Berikut adalah apologi saya:

Harapan di "hari Perempuan Sedunia" : semoga tahun depan atau tahun ini ada yang mencetuskan "Hari Laki-Laki Sedunia"


harus ada sejarahnya kenapa, jangan terus karena perempuan punya hari perempuan dan laki-laki mempertanyakan harinya..


Sebagaimana yang telah disinggung sebelumnya, bahwa butuh waktu berabad-abad bagi perempuan untuk mendapatkan haknya (hak memilih, hak bekerja, hak atas pendidikan, dsb), karena tentu saja laki-laki telah lebih dahulu mendapatkan haknya. Hari perempuan adalah penghargaan serta dukungan bagi perjuangan perempuan.

Bagaimana dengan keadaan perempuan? Berdasarkan data UNIFEM, secara global 6 dari 10 perempuan mengalami kekerasan fisik atau seksual. Di Indonesia, berdasarkan data Komnas Perempuan tahun 2004, terdapat 5.934 kasus kekerasan menimpa perempuan. Meski jumlah ini meningkat dari tahun sebelumnya, tentu saja tidak menjadi indikator bahwa kekerasan terhadap perempuan meningkat. Berdasarkan data Bank Dunia, secara global kesempatan mendapatkan pendidikan masih didominasi laki-laki, dimana 65% anak perempuan tidak sekolah. Di Indonesia, tingkat kematian ibu masih cukup tinggi yaitu 307 per 100.000 kelahiran hidup, yang masih menjadi salah satu yang tertinggi di kalangan negara-negara ASEAN (Kompas). Berdasarkan data World Bank di tahun 2002, angka melek huruf perempuan adalah 86%, sementara laki-laki 94%. Juga lebih pendeknya jumlah waktu rata-rata sekolah perempuan daripada lelaki (6,5 berbanding 7,6 tahun).

Hari perempuan bukan sekedar simbolis saja, namun penghargaan serta dukungan bagi perjuangan perempuan, untuk kondisi yang lebih baik. Dan, masihkah anda bertanya mengapa?

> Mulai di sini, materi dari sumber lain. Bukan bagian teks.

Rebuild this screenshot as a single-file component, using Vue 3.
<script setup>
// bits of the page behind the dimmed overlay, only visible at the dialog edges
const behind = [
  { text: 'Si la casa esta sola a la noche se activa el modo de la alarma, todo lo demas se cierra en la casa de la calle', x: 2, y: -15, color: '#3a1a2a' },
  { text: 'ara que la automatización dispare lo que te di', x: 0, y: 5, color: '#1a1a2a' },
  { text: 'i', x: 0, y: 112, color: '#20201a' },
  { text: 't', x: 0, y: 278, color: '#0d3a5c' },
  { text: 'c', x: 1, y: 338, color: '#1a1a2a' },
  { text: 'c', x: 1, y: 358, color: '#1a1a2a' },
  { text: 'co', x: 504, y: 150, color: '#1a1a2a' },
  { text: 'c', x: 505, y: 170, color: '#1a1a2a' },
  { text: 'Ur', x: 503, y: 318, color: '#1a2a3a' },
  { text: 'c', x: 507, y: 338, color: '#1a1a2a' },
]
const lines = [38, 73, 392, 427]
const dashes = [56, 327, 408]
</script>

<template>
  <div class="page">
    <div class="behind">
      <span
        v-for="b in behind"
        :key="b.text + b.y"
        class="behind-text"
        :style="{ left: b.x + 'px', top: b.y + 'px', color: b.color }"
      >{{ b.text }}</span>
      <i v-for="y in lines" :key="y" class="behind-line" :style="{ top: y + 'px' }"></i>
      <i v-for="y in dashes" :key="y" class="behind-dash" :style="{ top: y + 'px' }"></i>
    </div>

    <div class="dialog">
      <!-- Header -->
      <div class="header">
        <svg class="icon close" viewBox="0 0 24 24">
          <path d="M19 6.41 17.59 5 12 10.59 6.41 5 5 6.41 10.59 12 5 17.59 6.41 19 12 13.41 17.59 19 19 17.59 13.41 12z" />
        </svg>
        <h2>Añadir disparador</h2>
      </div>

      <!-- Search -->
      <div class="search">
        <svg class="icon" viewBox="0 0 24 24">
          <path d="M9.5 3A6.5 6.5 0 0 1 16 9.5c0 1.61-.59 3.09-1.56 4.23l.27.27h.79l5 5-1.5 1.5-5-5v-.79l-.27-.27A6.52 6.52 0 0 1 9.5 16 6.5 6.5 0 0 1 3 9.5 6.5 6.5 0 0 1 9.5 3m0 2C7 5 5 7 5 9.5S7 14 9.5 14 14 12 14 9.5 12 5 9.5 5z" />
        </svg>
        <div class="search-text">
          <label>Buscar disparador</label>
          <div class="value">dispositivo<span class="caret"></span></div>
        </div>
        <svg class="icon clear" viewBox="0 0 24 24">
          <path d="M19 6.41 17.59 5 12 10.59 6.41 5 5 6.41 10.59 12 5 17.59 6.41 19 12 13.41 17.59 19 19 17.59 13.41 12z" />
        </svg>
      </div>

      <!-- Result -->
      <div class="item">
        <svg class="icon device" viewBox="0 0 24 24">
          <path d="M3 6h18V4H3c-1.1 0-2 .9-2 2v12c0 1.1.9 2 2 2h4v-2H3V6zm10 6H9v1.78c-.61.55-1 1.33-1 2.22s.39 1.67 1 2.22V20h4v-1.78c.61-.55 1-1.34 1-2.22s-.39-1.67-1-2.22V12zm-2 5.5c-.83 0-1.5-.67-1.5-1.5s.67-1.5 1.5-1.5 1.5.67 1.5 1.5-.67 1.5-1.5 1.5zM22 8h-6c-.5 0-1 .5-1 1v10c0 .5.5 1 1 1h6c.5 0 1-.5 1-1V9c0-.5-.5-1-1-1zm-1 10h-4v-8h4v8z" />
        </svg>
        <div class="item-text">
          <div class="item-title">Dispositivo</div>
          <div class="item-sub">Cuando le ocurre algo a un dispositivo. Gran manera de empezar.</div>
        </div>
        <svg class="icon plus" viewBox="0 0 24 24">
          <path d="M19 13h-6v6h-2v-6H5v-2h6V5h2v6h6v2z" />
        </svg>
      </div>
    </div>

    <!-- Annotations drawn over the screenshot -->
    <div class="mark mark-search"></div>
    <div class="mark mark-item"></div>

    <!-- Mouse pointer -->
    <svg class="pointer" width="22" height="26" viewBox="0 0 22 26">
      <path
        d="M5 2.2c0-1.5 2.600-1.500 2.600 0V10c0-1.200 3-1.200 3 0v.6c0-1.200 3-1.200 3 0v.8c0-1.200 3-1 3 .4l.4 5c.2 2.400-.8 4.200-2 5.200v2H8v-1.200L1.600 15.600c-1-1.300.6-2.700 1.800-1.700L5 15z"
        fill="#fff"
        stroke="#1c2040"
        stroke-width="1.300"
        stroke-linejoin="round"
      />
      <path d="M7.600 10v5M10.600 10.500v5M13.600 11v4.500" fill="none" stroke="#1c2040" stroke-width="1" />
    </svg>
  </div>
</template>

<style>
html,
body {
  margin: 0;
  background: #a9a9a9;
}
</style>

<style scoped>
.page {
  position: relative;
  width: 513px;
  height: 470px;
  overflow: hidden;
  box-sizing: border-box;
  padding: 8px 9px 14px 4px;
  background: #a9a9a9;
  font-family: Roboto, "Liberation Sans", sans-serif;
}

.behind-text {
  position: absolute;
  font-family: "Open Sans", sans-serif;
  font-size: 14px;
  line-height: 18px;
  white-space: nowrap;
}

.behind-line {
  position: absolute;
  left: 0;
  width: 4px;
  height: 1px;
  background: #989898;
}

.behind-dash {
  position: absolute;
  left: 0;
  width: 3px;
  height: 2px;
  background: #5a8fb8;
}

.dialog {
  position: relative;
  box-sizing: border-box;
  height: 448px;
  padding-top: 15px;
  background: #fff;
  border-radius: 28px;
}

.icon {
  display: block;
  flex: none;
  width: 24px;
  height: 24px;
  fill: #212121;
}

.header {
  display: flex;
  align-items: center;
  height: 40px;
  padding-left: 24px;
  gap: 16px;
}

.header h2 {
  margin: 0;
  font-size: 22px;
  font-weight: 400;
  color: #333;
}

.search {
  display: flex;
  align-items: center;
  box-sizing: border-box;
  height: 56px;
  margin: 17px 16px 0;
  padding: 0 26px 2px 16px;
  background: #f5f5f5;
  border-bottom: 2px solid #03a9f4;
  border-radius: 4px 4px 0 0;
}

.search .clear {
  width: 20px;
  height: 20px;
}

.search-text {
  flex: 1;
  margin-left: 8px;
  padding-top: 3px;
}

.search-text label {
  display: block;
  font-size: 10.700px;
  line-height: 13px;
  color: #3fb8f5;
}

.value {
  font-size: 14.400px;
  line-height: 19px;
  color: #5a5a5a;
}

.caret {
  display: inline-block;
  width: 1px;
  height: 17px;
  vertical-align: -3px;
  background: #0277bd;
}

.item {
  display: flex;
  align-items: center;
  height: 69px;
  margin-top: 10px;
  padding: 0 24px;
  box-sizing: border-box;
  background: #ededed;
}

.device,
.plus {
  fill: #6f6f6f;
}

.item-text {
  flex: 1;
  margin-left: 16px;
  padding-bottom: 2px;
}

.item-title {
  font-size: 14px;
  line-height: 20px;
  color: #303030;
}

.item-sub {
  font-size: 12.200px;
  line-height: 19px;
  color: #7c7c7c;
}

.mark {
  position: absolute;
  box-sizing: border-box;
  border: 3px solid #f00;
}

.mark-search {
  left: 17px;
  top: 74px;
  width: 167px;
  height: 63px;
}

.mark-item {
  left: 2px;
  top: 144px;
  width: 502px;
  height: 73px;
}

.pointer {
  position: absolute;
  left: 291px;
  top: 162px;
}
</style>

Ketika secara pribadi mempertanyakan diskriminasi yang mungkin pernah dialami atas nama jenis kelamin, mungkin anda bisa berefleksi sendiri. Pernahkah anda diperlakukan tidak adil, hanya karena anda laki-laki atau perempuan? Menjadi teringat diri saya, dalam sebuah acara keluarga ketika saya kecil. Saya iri dengan saudara laki-laki saya yang bisa bermain, sementara saya dan (tentu saja) saudara-saudara perempuan saya yang lain harus membantu memasak dan mempersiapkan makanan.

"Hari Perempuan Men-traktir Sedunia" .....

Sengaja saya menanggapi joke ini. Di Indonesia, jumlah remitan PRT migran (yang semuanya adalah perempuan) mencapai 7,135 miliar dolar AS (lebih lanjut bisa dibaca di sini) Jumlah yang tidak sedikit, bahkan penyumbang devisa negara terbesar kedua. Uang dari cucuran keringat perempuan tersebut digunakan untuk membiayai pembangunan. Jadi, tidakkah merasa sudah 'ditraktir' perempuan. Ini tentu saja belum termasuk dengan pekerjaan tidak berbayar (baca: reproductive work) yang dilakukan perempuan.